Dataset excerpt
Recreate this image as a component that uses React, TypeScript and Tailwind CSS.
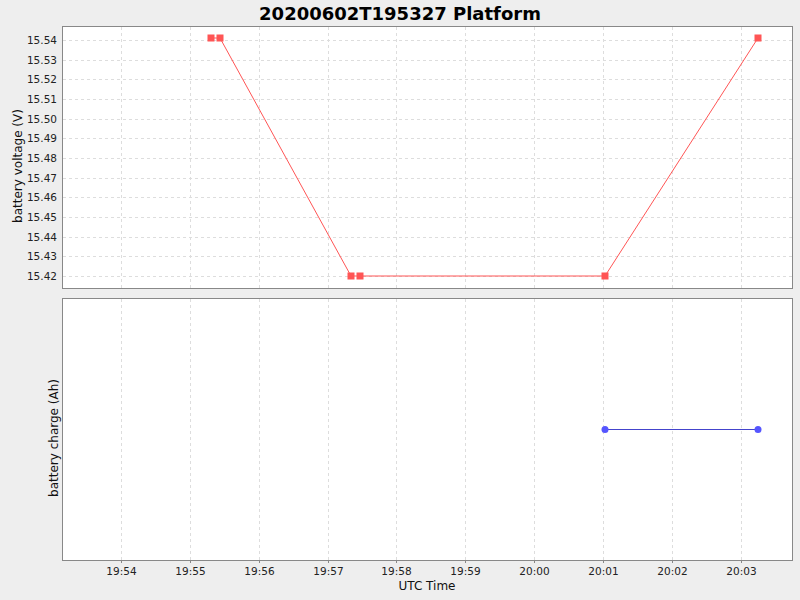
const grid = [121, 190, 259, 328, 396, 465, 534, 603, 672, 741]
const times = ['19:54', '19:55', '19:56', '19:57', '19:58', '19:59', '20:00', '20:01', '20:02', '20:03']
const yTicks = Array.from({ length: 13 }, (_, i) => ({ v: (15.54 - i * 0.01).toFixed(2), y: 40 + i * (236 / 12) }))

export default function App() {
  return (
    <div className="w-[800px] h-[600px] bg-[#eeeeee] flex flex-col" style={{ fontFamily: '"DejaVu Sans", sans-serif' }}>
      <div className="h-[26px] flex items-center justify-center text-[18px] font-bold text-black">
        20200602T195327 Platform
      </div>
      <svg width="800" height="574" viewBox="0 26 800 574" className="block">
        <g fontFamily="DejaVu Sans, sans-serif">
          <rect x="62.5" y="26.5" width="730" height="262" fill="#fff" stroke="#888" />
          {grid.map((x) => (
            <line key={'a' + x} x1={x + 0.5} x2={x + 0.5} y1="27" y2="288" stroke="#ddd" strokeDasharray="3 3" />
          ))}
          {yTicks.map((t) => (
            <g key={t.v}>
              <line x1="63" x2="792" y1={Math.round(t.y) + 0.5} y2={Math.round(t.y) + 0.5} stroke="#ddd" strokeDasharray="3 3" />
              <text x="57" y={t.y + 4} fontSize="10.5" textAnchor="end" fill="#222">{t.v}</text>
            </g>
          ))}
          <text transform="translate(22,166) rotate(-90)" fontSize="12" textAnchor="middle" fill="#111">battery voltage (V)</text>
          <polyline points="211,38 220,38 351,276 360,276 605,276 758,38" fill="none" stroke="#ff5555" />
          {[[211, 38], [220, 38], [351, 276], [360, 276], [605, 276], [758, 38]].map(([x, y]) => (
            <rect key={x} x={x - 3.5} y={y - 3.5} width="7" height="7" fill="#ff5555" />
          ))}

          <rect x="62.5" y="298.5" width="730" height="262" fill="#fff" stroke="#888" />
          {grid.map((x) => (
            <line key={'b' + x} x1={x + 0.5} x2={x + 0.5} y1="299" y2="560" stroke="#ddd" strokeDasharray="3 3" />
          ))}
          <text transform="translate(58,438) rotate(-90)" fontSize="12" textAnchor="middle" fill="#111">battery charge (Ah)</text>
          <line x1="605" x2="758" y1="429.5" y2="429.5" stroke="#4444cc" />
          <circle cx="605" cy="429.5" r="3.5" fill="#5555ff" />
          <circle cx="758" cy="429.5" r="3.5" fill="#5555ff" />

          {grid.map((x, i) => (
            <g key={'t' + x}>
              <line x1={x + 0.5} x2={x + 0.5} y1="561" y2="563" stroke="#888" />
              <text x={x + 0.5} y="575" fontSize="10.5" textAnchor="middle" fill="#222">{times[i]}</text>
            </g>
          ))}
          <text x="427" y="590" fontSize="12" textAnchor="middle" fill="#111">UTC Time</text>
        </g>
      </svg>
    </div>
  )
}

Problem
Print the complete listing exactly, apart from any pictures.

Solution to the exercise
Recreate this image as a component that uses React, TypeScript and Tailwind CSS.
const grid = [121, 190, 259, 328, 396, 465, 534, 603, 672, 741]
const times = ['19:54', '19:55', '19:56', '19:57', '19:58', '19:59', '20:00', '20:01', '20:02', '20:03']
const yTicks = Array.from({ length: 13 }, (_, i) => ({ v: (15.54 - i * 0.01).toFixed(2), y: 40 + i * (236 / 12) }))

export default function App() {
  return (
    <div className="w-[800px] h-[600px] bg-[#eeeeee] flex flex-col" style={{ fontFamily: '"DejaVu Sans", sans-serif' }}>
      <div className="h-[26px] flex items-center justify-center text-[18px] font-bold text-black">
        20200602T195327 Platform
      </div>
      <svg width="800" height="574" viewBox="0 26 800 574" className="block">
        <g fontFamily="DejaVu Sans, sans-serif">
          <rect x="62.5" y="26.5" width="730" height="262" fill="#fff" stroke="#888" />
          {grid.map((x) => (
            <line key={'a' + x} x1={x + 0.5} x2={x + 0.5} y1="27" y2="288" stroke="#ddd" strokeDasharray="3 3" />
          ))}
          {yTicks.map((t) => (
            <g key={t.v}>
              <line x1="63" x2="792" y1={Math.round(t.y) + 0.5} y2={Math.round(t.y) + 0.5} stroke="#ddd" strokeDasharray="3 3" />
              <text x="57" y={t.y + 4} fontSize="10.5" textAnchor="end" fill="#222">{t.v}</text>
            </g>
          ))}
          <text transform="translate(22,166) rotate(-90)" fontSize="12" textAnchor="middle" fill="#111">battery voltage (V)</text>
          <polyline points="211,38 220,38 351,276 360,276 605,276 758,38" fill="none" stroke="#ff5555" />
          {[[211, 38], [220, 38], [351, 276], [360, 276], [605, 276], [758, 38]].map(([x, y]) => (
            <rect key={x} x={x - 3.5} y={y - 3.5} width="7" height="7" fill="#ff5555" />
          ))}

          <rect x="62.5" y="298.5" width="730" height="262" fill="#fff" stroke="#888" />
          {grid.map((x) => (
            <line key={'b' + x} x1={x + 0.5} x2={x + 0.5} y1="299" y2="560" stroke="#ddd" strokeDasharray="3 3" />
          ))}
          <text transform="translate(58,438) rotate(-90)" fontSize="12" textAnchor="middle" fill="#111">battery charge (Ah)</text>
          <line x1="605" x2="758" y1="429.5" y2="429.5" stroke="#4444cc" />
          <circle cx="605" cy="429.5" r="3.5" fill="#5555ff" />
          <circle cx="758" cy="429.5" r="3.5" fill="#5555ff" />

          {grid.map((x, i) => (
            <g key={'t' + x}>
              <line x1={x + 0.5} x2={x + 0.5} y1="561" y2="563" stroke="#888" />
              <text x={x + 0.5} y="575" fontSize="10.5" textAnchor="middle" fill="#222">{times[i]}</text>
            </g>
          ))}
          <text x="427" y="590" fontSize="12" textAnchor="middle" fill="#111">UTC Time</text>
        </g>
      </svg>
    </div>
  )
}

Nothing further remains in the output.